Cybertrash STATYX review

Had Cybertrash STATYX existed in the ‘90s, it would almost certainly be an Amiga 1200 title circa 1993. Not any Amiga game, but one heralded by the format centric magazines for showing the humble home computer can hold its own against the 16-bit consoles. It’s reminiscent of Elfmania and Fightin’ Spirit in particular, featuring anime tropes – busty female protagonists with brightly coloured hair, specifically – yet originating from a Western studio. It may be mistaken for a Japanese production at first glance, but play it for just a few minutes and you’ll discover that it has none of the tact of the games Konami, Capcom, and Treasure were putting out at the time.

What we have here is a scrolling 2D shooter, of the cyberpunk variety, that can’t quite be classed as a run ‘n gunner. Enemies react to your presence – or rather, your line of sight – and as such it’s essential to duck behind cover before returning fire. You’ll also need to slide under projectiles, with said ability also used to launch into a higher jump. It takes a few minutes to acquaint with this mechanic, and thankfully there’s a flashback scene allowing for this.
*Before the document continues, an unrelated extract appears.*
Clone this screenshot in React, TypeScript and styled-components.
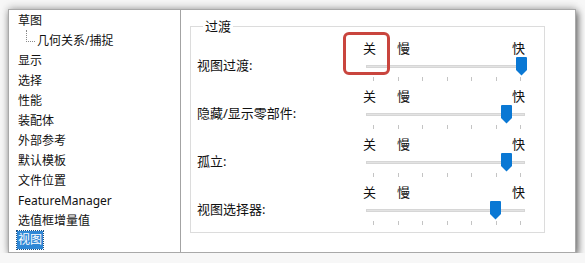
import styled, { createGlobalStyle } from 'styled-components';

const GlobalStyle = createGlobalStyle`
  html, body {
    margin: 0;
    padding: 0;
    background: #f7f7f7;
  }
  body {
    font-family: 'Noto Sans', 'Noto Sans CJK SC', sans-serif;
    color: #111;
  }
`;

type SliderRow = {
  label: string;
  value: number;
};

const navItems = [
  '草图',
  '几何关系/捕捉',
  '显示',
  '选择',
  '性能',
  '装配体',
  '外部参考',
  '默认模板',
  '文件位置',
  'FeatureManager',
  '选值框增量值',
  '视图',
];

const sliders: SliderRow[] = [
  { label: '视图过渡:', value: 1 },
  { label: '隐藏/显示零部件:', value: 0.9 },
  { label: '孤立:', value: 0.9 },
  { label: '视图选择器:', value: 0.83 },
];

const TICKS = 7;
const TICK_START = 10;
const TICK_SPAN = 148;

const Slider = ({ value }: { value: number }) => (
  <SliderBox>
    <SpeedLabels>
      <span>关</span>
      <span className='slow'>慢</span>
      <span className='fast'>快</span>
    </SpeedLabels>
    <Track />
    <Ticks>
      {Array.from({ length: TICKS }).map((_, i) => (
        <Tick key={i} />
      ))}
    </Ticks>
    <Thumb
      width='11'
      height='19'
      viewBox='0 0 11 19'
      style={{ left: TICK_START + value * TICK_SPAN - 5.5 }}
    >
      <path d='M1 0 H10 Q11 0 11 1 V13 L5.5 18.5 L0 13 V1 Q0 0 1 0 Z' fill='#0a78d4' />
    </Thumb>
  </SliderBox>
);

const App = () => {
  return (
    <>
      <GlobalStyle />
      <Window>
        <NavList>
          {navItems.map((item, i) => (
            <NavItem key={item} $child={i === 1}>
              {i === 1 && <TreeLine />}
              {i === navItems.length - 1 ? <Selected>{item}</Selected> : item}
            </NavItem>
          ))}
        </NavList>
        <RightPane>
          <GroupBox>
            <Legend>过渡</Legend>
            {sliders.map((s) => (
              <Row key={s.label}>
                <RowLabel>{s.label}</RowLabel>
                <Slider value={s.value} />
              </Row>
            ))}
          </GroupBox>
          <Highlight />
        </RightPane>
      </Window>
    </>
  );
};

export default App;

const Window = styled.div`
  margin: 9px 0 0 8px;
  width: 568px;
  height: 244px;
  box-sizing: border-box;
  background: #fff;
  border: 1px solid #a9a9a9;
  box-shadow: 2px 3px 7px rgba(0, 0, 0, 0.55), 0 -2px 8px rgba(0, 0, 0, 0.18);
  display: flex;
`;

const NavList = styled.div`
  width: 171px;
  flex-shrink: 0;
  border-right: 1px solid #a3a3a3;
  padding-top: 0;
  font-size: 12px;
`;

const NavItem = styled.div<{ $child?: boolean }>`
  height: 20px;
  display: flex;
  align-items: center;
  padding-left: 9px;
  white-space: nowrap;
  position: relative;
`;

const TreeLine = styled.span`
  align-self: flex-start;
  width: 8px;
  height: 11px;
  margin-left: 8px;
  margin-right: 2px;
  border-left: 1px dotted #8a8a8a;
  border-bottom: 1px dotted #8a8a8a;
`;

const Selected = styled.span`
  background: #2f87d5;
  color: #fff;
  padding: 0 1px;
  margin-left: -1px;
  line-height: 18px;
  outline: 1px dotted #1b4f80;
`;

const RightPane = styled.div`
  flex: 1;
  position: relative;
  padding: 16px 0 0 9px;
`;

const GroupBox = styled.div`
  width: 355px;
  height: 207px;
  box-sizing: border-box;
  border: 1px solid #dcdcdc;
  padding: 0 0 0 6px;
  font-size: 13px;
`;

const Legend = styled.div`
  width: fit-content;
  margin: -9px 0 6px 6px;
  padding: 0 2px;
  line-height: 16px;
  background: #fff;
`;

const Row = styled.div`
  display: grid;
  grid-template-columns: 166px 163px;
  height: 48px;
`;

const RowLabel = styled.div`
  padding-top: 17px;
  line-height: 16px;
  white-space: nowrap;
`;

const SliderBox = styled.div`
  position: relative;
`;

const SpeedLabels = styled.div`
  display: flex;
  height: 16px;
  line-height: 16px;
  .slow {
    margin-left: 21px;
  }
  .fast {
    margin-left: auto;
    margin-right: 1px;
  }
`;

const Track = styled.div`
  margin: 9px 0 0 3px;
  width: 159px;
  height: 3px;
  box-sizing: border-box;
  background: #e3e3e3;
  border: 1px solid #d6d6d6;
`;

const Ticks = styled.div`
  display: flex;
  justify-content: space-between;
  margin-top: 9px;
  padding: 0 5px 0 10px;
`;

const Tick = styled.span`
  width: 1px;
  height: 4px;
  background: #c4c4c4;
`;

const Thumb = styled.svg`
  position: absolute;
  top: 17px;
`;

const Highlight = styled.div`
  position: absolute;
  left: 162px;
  top: 22px;
  width: 47px;
  height: 43px;
  box-sizing: border-box;
  border: 3px solid #c9453e;
  border-radius: 6px;
`;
Coupled with enemies that explode when defeated, inadvertently harming our protagonist Jen – who teams up with Nex to expose a futuristic implant research lab – this makes for a slight learning curve.

Cybertrash STATYX review

There’s both an XP-based levelling up system and an in-game currency present too, helping to prevent this from being overly arcade-like. A couple of stages in, Jen can improve her weapon handling and agility, along with her luck and hacking skills. Luck reduces the chance of being hit, while increased agility makes the ‘side ‘n jump’ mechanic almost redundant, leaving not much else to master. Hacking, meanwhile, allows access to weapon crates (containing pistols, shotguns, lasers, etc) while currency is used to purchase health and ammo mid-stage. It’s definitely worth boosting hacking skills, as Jen only has three hit points, and before a boss, you may be able to hack a high level chest and obtain a heavy weapon.

But these upgrades come at a cost, and it’s to the game’s detriment – they make a short experience even shorter by greatly reducing the difficulty. The second stage, taking the form of a tower climb where it’s possible to fall, is in fact the hardest here – save perhaps for the surprise inclusion of land mines during one of the final scenes. Bosses appear at the end of every mission, mostly taking the form of towering mechs, and all of these can be defeated by crouching next to them and unloading a heavy weapon before finishing them off with the default pistol. This even includes the slightly more dramatic final boss fight, which the storyline builds up to.

Cybertrash STATYX review

Aside from the 2-3 hour runtime, a few other issues soon come to light. That aforementioned tower climb stage is one of the more unique examples of level design, with the vast majority simply involving running from left to right. The only reprise comes in the form of flashback sequences that play similarly to a mini-game, with one taking the form of a game of tag, and another involving ‘hide and seek’. The checkpoint system is also fond of saving progress when you’re on death’s door, although this isn’t too problematic as health drops are common.  

Cybertrash STATYX isn’t a load of cyber trash. Not quite, at least. It controls well enough despite only having three-way aiming, it’s reasonably action packed in terms of stuff to shoot at, and there’s a fair attempt at establishing a sci-fi world in which to tell a story – but there isn’t much here in terms of substance. This isn’t something I felt I had to get better at, but rather simply endure until the credits rolled. In the end, it’s no more memorable than all those crusty half-baked Amiga games that nobody remembers. Like Elfmania.

Uncle Frost Team’s Cybertrash STATYX launches on all formats on March 13th. Published by Sometimes You.